EXERCISE BRIEF: Repeat the listing word for word. No pictures belong in the copy.

DATA PROVIDED:

[start]

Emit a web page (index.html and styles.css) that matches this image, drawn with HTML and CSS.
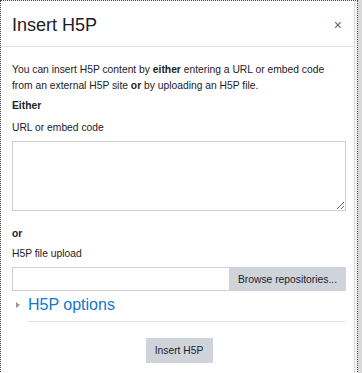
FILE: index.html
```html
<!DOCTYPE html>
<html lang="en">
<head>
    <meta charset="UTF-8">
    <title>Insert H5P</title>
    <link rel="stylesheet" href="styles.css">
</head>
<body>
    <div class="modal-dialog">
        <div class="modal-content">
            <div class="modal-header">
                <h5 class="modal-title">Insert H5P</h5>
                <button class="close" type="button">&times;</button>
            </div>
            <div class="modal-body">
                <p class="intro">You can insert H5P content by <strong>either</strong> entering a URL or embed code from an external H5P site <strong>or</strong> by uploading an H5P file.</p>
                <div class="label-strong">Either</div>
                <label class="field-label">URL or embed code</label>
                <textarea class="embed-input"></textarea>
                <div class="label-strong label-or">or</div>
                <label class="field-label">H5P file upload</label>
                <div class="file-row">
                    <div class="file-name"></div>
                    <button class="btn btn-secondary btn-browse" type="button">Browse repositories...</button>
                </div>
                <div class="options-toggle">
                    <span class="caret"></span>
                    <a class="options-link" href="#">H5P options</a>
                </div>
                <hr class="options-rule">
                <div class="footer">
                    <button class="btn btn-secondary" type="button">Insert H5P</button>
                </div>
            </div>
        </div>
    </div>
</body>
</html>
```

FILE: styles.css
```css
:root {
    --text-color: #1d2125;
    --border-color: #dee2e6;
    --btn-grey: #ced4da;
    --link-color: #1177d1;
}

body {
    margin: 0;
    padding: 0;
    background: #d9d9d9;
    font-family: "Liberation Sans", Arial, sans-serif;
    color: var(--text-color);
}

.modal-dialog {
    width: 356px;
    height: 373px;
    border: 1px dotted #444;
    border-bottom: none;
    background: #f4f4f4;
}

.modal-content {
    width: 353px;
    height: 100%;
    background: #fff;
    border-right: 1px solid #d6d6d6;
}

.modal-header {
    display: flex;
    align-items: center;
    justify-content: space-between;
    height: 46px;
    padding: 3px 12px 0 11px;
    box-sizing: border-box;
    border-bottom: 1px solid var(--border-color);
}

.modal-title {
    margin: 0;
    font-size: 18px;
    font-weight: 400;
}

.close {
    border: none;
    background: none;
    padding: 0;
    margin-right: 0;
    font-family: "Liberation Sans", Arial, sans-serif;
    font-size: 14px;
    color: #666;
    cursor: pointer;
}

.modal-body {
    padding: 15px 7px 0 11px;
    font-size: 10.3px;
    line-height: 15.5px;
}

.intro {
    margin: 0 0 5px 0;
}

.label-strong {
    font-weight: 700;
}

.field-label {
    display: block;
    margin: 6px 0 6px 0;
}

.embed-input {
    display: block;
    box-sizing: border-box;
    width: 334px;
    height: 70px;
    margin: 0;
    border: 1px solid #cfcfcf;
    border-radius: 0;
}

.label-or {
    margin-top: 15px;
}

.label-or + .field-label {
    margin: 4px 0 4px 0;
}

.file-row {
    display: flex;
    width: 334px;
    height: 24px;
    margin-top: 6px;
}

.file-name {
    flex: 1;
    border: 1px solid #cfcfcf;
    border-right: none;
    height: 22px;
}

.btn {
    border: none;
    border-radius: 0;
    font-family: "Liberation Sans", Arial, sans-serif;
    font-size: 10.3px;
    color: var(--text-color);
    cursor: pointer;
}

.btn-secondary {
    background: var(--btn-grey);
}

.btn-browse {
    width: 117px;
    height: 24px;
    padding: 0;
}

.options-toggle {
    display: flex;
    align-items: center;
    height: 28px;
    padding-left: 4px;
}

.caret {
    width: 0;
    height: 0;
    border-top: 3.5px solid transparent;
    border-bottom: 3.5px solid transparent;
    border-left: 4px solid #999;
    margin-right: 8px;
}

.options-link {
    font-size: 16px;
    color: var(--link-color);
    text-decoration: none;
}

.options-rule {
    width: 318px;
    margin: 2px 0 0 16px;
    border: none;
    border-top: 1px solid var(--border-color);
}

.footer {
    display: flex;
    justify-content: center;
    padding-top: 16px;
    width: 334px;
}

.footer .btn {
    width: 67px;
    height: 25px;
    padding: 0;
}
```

[end]

REPLY TO THE EXERCISE:
Emit a web page (index.html and styles.css) that matches this image, drawn with HTML and CSS.
FILE: index.html
```html
<!DOCTYPE html>
<html lang="en">
<head>
    <meta charset="UTF-8">
    <title>Insert H5P</title>
    <link rel="stylesheet" href="styles.css">
</head>
<body>
    <div class="modal-dialog">
        <div class="modal-content">
            <div class="modal-header">
                <h5 class="modal-title">Insert H5P</h5>
                <button class="close" type="button">&times;</button>
            </div>
            <div class="modal-body">
                <p class="intro">You can insert H5P content by <strong>either</strong> entering a URL or embed code from an external H5P site <strong>or</strong> by uploading an H5P file.</p>
                <div class="label-strong">Either</div>
                <label class="field-label">URL or embed code</label>
                <textarea class="embed-input"></textarea>
                <div class="label-strong label-or">or</div>
                <label class="field-label">H5P file upload</label>
                <div class="file-row">
                    <div class="file-name"></div>
                    <button class="btn btn-secondary btn-browse" type="button">Browse repositories...</button>
                </div>
                <div class="options-toggle">
                    <span class="caret"></span>
                    <a class="options-link" href="#">H5P options</a>
                </div>
                <hr class="options-rule">
                <div class="footer">
                    <button class="btn btn-secondary" type="button">Insert H5P</button>
                </div>
            </div>
        </div>
    </div>
</body>
</html>
```

FILE: styles.css
```css
:root {
    --text-color: #1d2125;
    --border-color: #dee2e6;
    --btn-grey: #ced4da;
    --link-color: #1177d1;
}

body {
    margin: 0;
    padding: 0;
    background: #d9d9d9;
    font-family: "Liberation Sans", Arial, sans-serif;
    color: var(--text-color);
}

.modal-dialog {
    width: 356px;
    height: 373px;
    border: 1px dotted #444;
    border-bottom: none;
    background: #f4f4f4;
}

.modal-content {
    width: 353px;
    height: 100%;
    background: #fff;
    border-right: 1px solid #d6d6d6;
}

.modal-header {
    display: flex;
    align-items: center;
    justify-content: space-between;
    height: 46px;
    padding: 3px 12px 0 11px;
    box-sizing: border-box;
    border-bottom: 1px solid var(--border-color);
}

.modal-title {
    margin: 0;
    font-size: 18px;
    font-weight: 400;
}

.close {
    border: none;
    background: none;
    padding: 0;
    margin-right: 0;
    font-family: "Liberation Sans", Arial, sans-serif;
    font-size: 14px;
    color: #666;
    cursor: pointer;
}

.modal-body {
    padding: 15px 7px 0 11px;
    font-size: 10.3px;
    line-height: 15.5px;
}

.intro {
    margin: 0 0 5px 0;
}

.label-strong {
    font-weight: 700;
}

.field-label {
    display: block;
    margin: 6px 0 6px 0;
}

.embed-input {
    display: block;
    box-sizing: border-box;
    width: 334px;
    height: 70px;
    margin: 0;
    border: 1px solid #cfcfcf;
    border-radius: 0;
}

.label-or {
    margin-top: 15px;
}

.label-or + .field-label {
    margin: 4px 0 4px 0;
}

.file-row {
    display: flex;
    width: 334px;
    height: 24px;
    margin-top: 6px;
}

.file-name {
    flex: 1;
    border: 1px solid #cfcfcf;
    border-right: none;
    height: 22px;
}

.btn {
    border: none;
    border-radius: 0;
    font-family: "Liberation Sans", Arial, sans-serif;
    font-size: 10.3px;
    color: var(--text-color);
    cursor: pointer;
}

.btn-secondary {
    background: var(--btn-grey);
}

.btn-browse {
    width: 117px;
    height: 24px;
    padding: 0;
}

.options-toggle {
    display: flex;
    align-items: center;
    height: 28px;
    padding-left: 4px;
}

.caret {
    width: 0;
    height: 0;
    border-top: 3.5px solid transparent;
    border-bottom: 3.5px solid transparent;
    border-left: 4px solid #999;
    margin-right: 8px;
}

.options-link {
    font-size: 16px;
    color: var(--link-color);
    text-decoration: none;
}

.options-rule {
    width: 318px;
    margin: 2px 0 0 16px;
    border: none;
    border-top: 1px solid var(--border-color);
}

.footer {
    display: flex;
    justify-content: center;
    padding-top: 16px;
    width: 334px;
}

.footer .btn {
    width: 67px;
    height: 25px;
    padding: 0;
}
```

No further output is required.